Tar, ordinanza a tempo ormai scaduto
Consiglio di Stato e Cassazione hanno deciso da tempo: quel complesso edilizio può essere solamente un albergo
ALGHERO. Il tempi della giustizia sono lunghi, ma prima o poi giungono a conclusione. Anche se a tempo scaduto. È il caso della annosa vicenda dell'hotel Capo Caccia e dell'inesauribile conflitto tra la società che gestiva l'albergo, la “MG srl”, e i proprietari delle unità abitative inserite nello stesso complesso che domina la baia antistante il complesso carsico, uno dei simboli più noti della Riviera del Corallo. Nel 2004 i condomini del complesso turistico presentarono istanza al Tar della Sardegna contro il diniego da parte del dirigente dell'Edilizia privata del Comune di Alghero che aveva respinto le istanze degli stessi condomini in relazione alla richiesta di ottenere il cambio di destinazione d'uso del complesso, almeno per quanto riguarda le rispettive unità abitative, da ricettivo alberghiero a residenziale. A dieci anni da quel ricorso il tribunale amministrativo regionale si è pronunciato recentemente evidenziando che il processo deve intendersi “interrotto” in quanto una delle parti, la MG srl, è stata dichiarata fallita ed è così venuta meno “la capacità di stare in giudizio a una parte necessaria”. Va ricordato che sul cambio di destinazione d'uso esiste un dossier di sentenze imponente che vede protagonisti il Consiglio di Stato e la Corte di Cassazione a sezioni riunite. Sentenze tutte univoche: la destinazione d'uso del complesso di Capo caccia non può che essere alberghiera.
Ma a margine dei procedimenti in corso, quelli amministrativi ma anche giudiziari, va segnalato che l'hotel Capo Caccia, ormai chiuso da quattro anni, e lo resterà anche per la prossima stagione, sta cadendo a pezzi. Quella che era considerata una delle strutture ricettive di maggiore prestigio, anche per la straordinaria collocazione ambientale che ne ha sempre fatto un sito turistico unico, priva di manutenzione ordinaria e straordinaria, è ormai in lento decadimento strutturale. L'intero impianto è infatti abbandonato a se stesso e sono evidenti i segni dell'incuria, dell'usura strutturale provocata dagli agenti atmosferici, la vegetazione si sta impadronendo degli spazi alberghieri, tutta la rete idraulica, elettrica e fognaria ha perso efficienza e funzionalità.

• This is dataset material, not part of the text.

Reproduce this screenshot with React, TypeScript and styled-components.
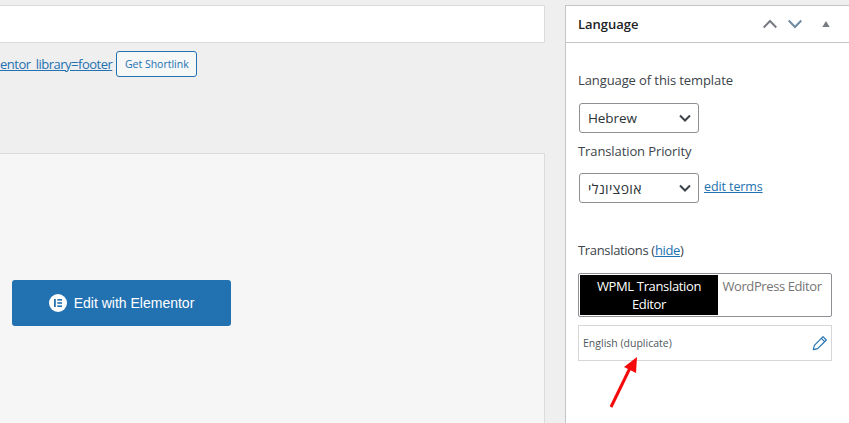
import React from "react";
import styled, { createGlobalStyle } from "styled-components";

const Global = createGlobalStyle`
  html, body { margin: 0; padding: 0; background: #efefef; height: 100%; overflow: hidden; }
  body { font-family: "Open Sans", "Liberation Sans", sans-serif; font-size: 13px; color: #3c434a; letter-spacing: -0.1px; }
`;

const Page = styled.div`
  display: flex;
  align-items: flex-start;
  width: 849px;
  height: 423px;
  overflow: hidden;
  padding-top: 5px;
  box-sizing: border-box;
`;

const Main = styled.div`
  width: 545px;
  flex: none;
  display: flex;
  flex-direction: column;
`;

const TitleBar = styled.div`
  height: 36px;
  background: #fff;
  border: 1px solid #dcdcde;
  border-left: none;
`;

const LinkRow = styled.div`
  display: flex;
  align-items: center;
  gap: 4px;
  height: 26px;
  margin-top: 8px;
  overflow: hidden;
`;

const PermaLink = styled.a`
  color: #2271b1;
  text-decoration: underline;
  font-size: 13px;
  letter-spacing: -0.5px;
  margin: 0 0 1px 0;
  white-space: nowrap;
`;

const SmallButton = styled.button`
  width: 81px;
  height: 26px;
  padding: 0;
  border: 1px solid #2271b1;
  border-radius: 3px;
  background: #f6f7f7;
  color: #2271b1;
  font: 10.5px "Open Sans", sans-serif;
`;

const Editor = styled.div`
  height: 300px;
  margin-top: 76px;
  background: #f6f6f6;
  border: 1px solid #dcdcde;
  border-left: none;
  border-bottom: none;
  display: flex;
  padding: 126px 0 0 12px;
  box-sizing: border-box;
  align-items: flex-start;
`;

const ElementorButton = styled.button`
  width: 219px;
  height: 46px;
  display: flex;
  align-items: center;
  justify-content: center;
  gap: 7px;
  background: #2271b1;
  border: none;
  border-radius: 3px;
  color: #fff;
  font: 14px "Liberation Sans", Arial, sans-serif;
  padding: 0;
`;

const Side = styled.aside`
  position: relative;
  margin-left: 20px;
  width: 300px;
  height: 430px;
  flex: none;
  box-sizing: border-box;
  background: #fff;
  border: 1px solid #c3c4c7;
`;

const Head = styled.header`
  display: flex;
  align-items: center;
  height: 36px;
  padding: 0 32px 0 12px;
  border-bottom: 1px solid #c3c4c7;
`;

const HeadTitle = styled.h2`
  margin: 0;
  flex: 1;
  font-size: 13px;
  font-weight: 600;
  letter-spacing: 0;
  color: #1d2327;
`;

const HeadIcons = styled.div`
  display: flex;
  align-items: center;
  gap: 11px;
  svg { display: block; }
`;

const CollapseIcon = styled.svg`
  margin-left: 7px;
`;

const Body = styled.div`
  display: flex;
  flex-direction: column;
  align-items: flex-start;
  padding: 28px 0 0 12px;
`;

const Label = styled.div<{ $top?: number; $track?: number }>`
  font-size: 13px;
  line-height: 18px;
  margin-top: ${(p) => p.$top ?? 0}px;
  letter-spacing: ${(p) => p.$track ?? -0.1}px;
  color: #3c434a;
  a { color: #2271b1; }
`;

const PriorityRow = styled.div`
  display: flex;
  align-items: flex-start;
  gap: 5px;
  margin-top: 13px;
`;

const Select = styled.div<{ $top?: number }>`
  width: 120px;
  height: 30px;
  margin: ${(p) => p.$top ?? 0}px 0 0 1px;
  box-sizing: border-box;
  display: flex;
  align-items: center;
  justify-content: space-between;
  padding: 0 7px 0 8px;
  border: 1px solid #8c8f94;
  border-radius: 3px;
  background: #fff;
  font-size: 13.5px;
  color: #2c3338;
`;

const HebrewValue = styled.span`
  font-size: 14px;
  letter-spacing: 0.3px;
`;

const EditTerms = styled.a`
  color: #2271b1;
  text-decoration: underline;
  font-size: 12.5px;
  line-height: 18px;
  margin-top: 5px;
`;

const Tabs = styled.div`
  display: flex;
  width: 254px;
  height: 44px;
  margin-top: 14px;
  box-sizing: border-box;
  border: 1px solid #8c8f94;
  border-radius: 2px;
  padding: 1px;
`;

const TabOn = styled.div`
  width: 138px;
  flex: none;
  background: #000;
  color: #fff;
  text-align: center;
  font-size: 13px;
  letter-spacing: -0.35px;
  line-height: 18px;
  padding-top: 2px;
`;

const TabOff = styled.div`
  flex: 1;
  text-align: center;
  color: #757575;
  font-size: 13px;
  letter-spacing: -0.4px;
  line-height: 18px;
  padding: 2px 4px 0 0;
`;

const TranslationRow = styled.div`
  display: flex;
  align-items: center;
  justify-content: space-between;
  box-sizing: border-box;
  width: 254px;
  height: 36px;
  margin-top: 8px;
  padding: 0 3px 0 4px;
  border: 1px solid #d5d5da;
  font-size: 10.5px;
  letter-spacing: 0;
  color: #50575e;
`;

const ArrowOverlay = styled.svg`
  position: absolute;
  left: 40px;
  top: 345px;
`;

const Chevron = () => (
  <svg width="12" height="12" viewBox="0 0 12 12" fill="none" stroke="#3c434a" strokeWidth="2">
    <path d="M1 3.5 L6 8.5 L11 3.5" />
  </svg>
);

export default function App() {
  return (
    <>
      <Global />
      <Page>
        <Main>
          <TitleBar />
          <LinkRow>
            <PermaLink href="#">entor_library=footer</PermaLink>
            <SmallButton>Get Shortlink</SmallButton>
          </LinkRow>
          <Editor>
            <ElementorButton>
              <svg width="18" height="18" viewBox="0 0 18 18">
                <circle cx="9" cy="9" r="9" fill="#fff" />
                <rect x="5" y="5" width="1.8" height="8" fill="#2271b1" />
                <rect x="8.3" y="5" width="4.7" height="1.6" fill="#2271b1" />
                <rect x="8.3" y="8.2" width="4.7" height="1.6" fill="#2271b1" />
                <rect x="8.3" y="11.4" width="4.7" height="1.6" fill="#2271b1" />
              </svg>
              Edit with Elementor
            </ElementorButton>
          </Editor>
        </Main>
        <Side>
          <Head>
            <HeadTitle>Language</HeadTitle>
            <HeadIcons>
              <svg width="14" height="10" viewBox="0 0 14 10" fill="none" stroke="#787c82" strokeWidth="2">
                <path d="M0.7 8.5 L7 2 L13.3 8.5" />
              </svg>
              <svg width="14" height="10" viewBox="0 0 14 10" fill="none" stroke="#6f8ba3" strokeWidth="2">
                <path d="M0.7 1.5 L7 8 L13.3 1.5" />
              </svg>
              <CollapseIcon width="12" height="10" viewBox="0 0 12 10" fill="#787c82">
                <path d="M2.3 8 L6 2 L9.7 8 Z" />
              </CollapseIcon>
            </HeadIcons>
          </Head>
          <Body>
            <Label>Language of this template</Label>
            <Select $top={14}>
              <span>Hebrew</span>
              <Chevron />
            </Select>
            <Label $top={9}>Translation Priority</Label>
            <PriorityRow>
              <Select>
                <HebrewValue dir="rtl">אופציונלי</HebrewValue>
                <Chevron />
              </Select>
              <EditTerms href="#">edit terms</EditTerms>
            </PriorityRow>
            <Label $top={38} $track={-0.33}>
              Translations (<a href="#">hide</a>)
            </Label>
            <Tabs>
              <TabOn>WPML Translation Editor</TabOn>
              <TabOff>WordPress Editor</TabOff>
            </Tabs>
            <TranslationRow>
              <span>English (duplicate)</span>
              <svg width="16" height="16" viewBox="0 0 24 24" fill="none" stroke="#2271b1" strokeWidth="1.7" strokeLinejoin="round">
                <path d="M2 22 L3.5 15.5 L16.5 2.5 L21.5 7.5 L8.5 20.5 Z" />
                <path d="M14 5 L19 10" />
              </svg>
            </TranslationRow>
          </Body>
          <ArrowOverlay width="34" height="60" viewBox="0 0 34 60">
            <path d="M5 56 L24 17" stroke="#f40a0a" strokeWidth="3" />
            <path d="M31 6 L30 22 L18 16 Z" fill="#f40a0a" />
          </ArrowOverlay>
        </Side>
      </Page>
    </>
  );
}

Si sta sgretolando sotto gli occhi di tutti un patrimonio che non era soltanto nella proprietà dei singoli o degli aventi diritto, ma che era di tutta la collettività in quanto per realizzare l'intervento era stata sacrificata una porzione importante del territorio, forse quella più prestigiosa e di maggiore valore ambientale. Non è poi secondario il fatto che l'hotel, a regime, dava lavoro a oltre un centinaio di dipendenti e nei tempi migliori riusciva perfino a mettere a segno 60/70 mila presenze all'anno. Difficile da quantificare era anche l'indotto esterno e le importanti ricadute economiche che provocava, dagli approvvigionamenti delle derrate alimentari ai servizi. Si pensi soltanto ai trasporti, pullman, taxi, noleggi. Incuriosisce che questo disastro stia avvenendo nel silenzio generale, quasi che il territorio possa far finta di niente delle perdite in atto, strutturali, dei privati, economiche e occupazionali di tutti gli altri. Altro motivo di curiosità è dettato dal fatto che una città che riesce a mobilitarsi per una antenna della Vodafone che viene messa in una piazza, (una violenza, non vi è alcun dubbio), rimane distratta di fronte a uno sfacelo come quello in corso ormai da anni sul promontorio che guarda a Capo Caccia.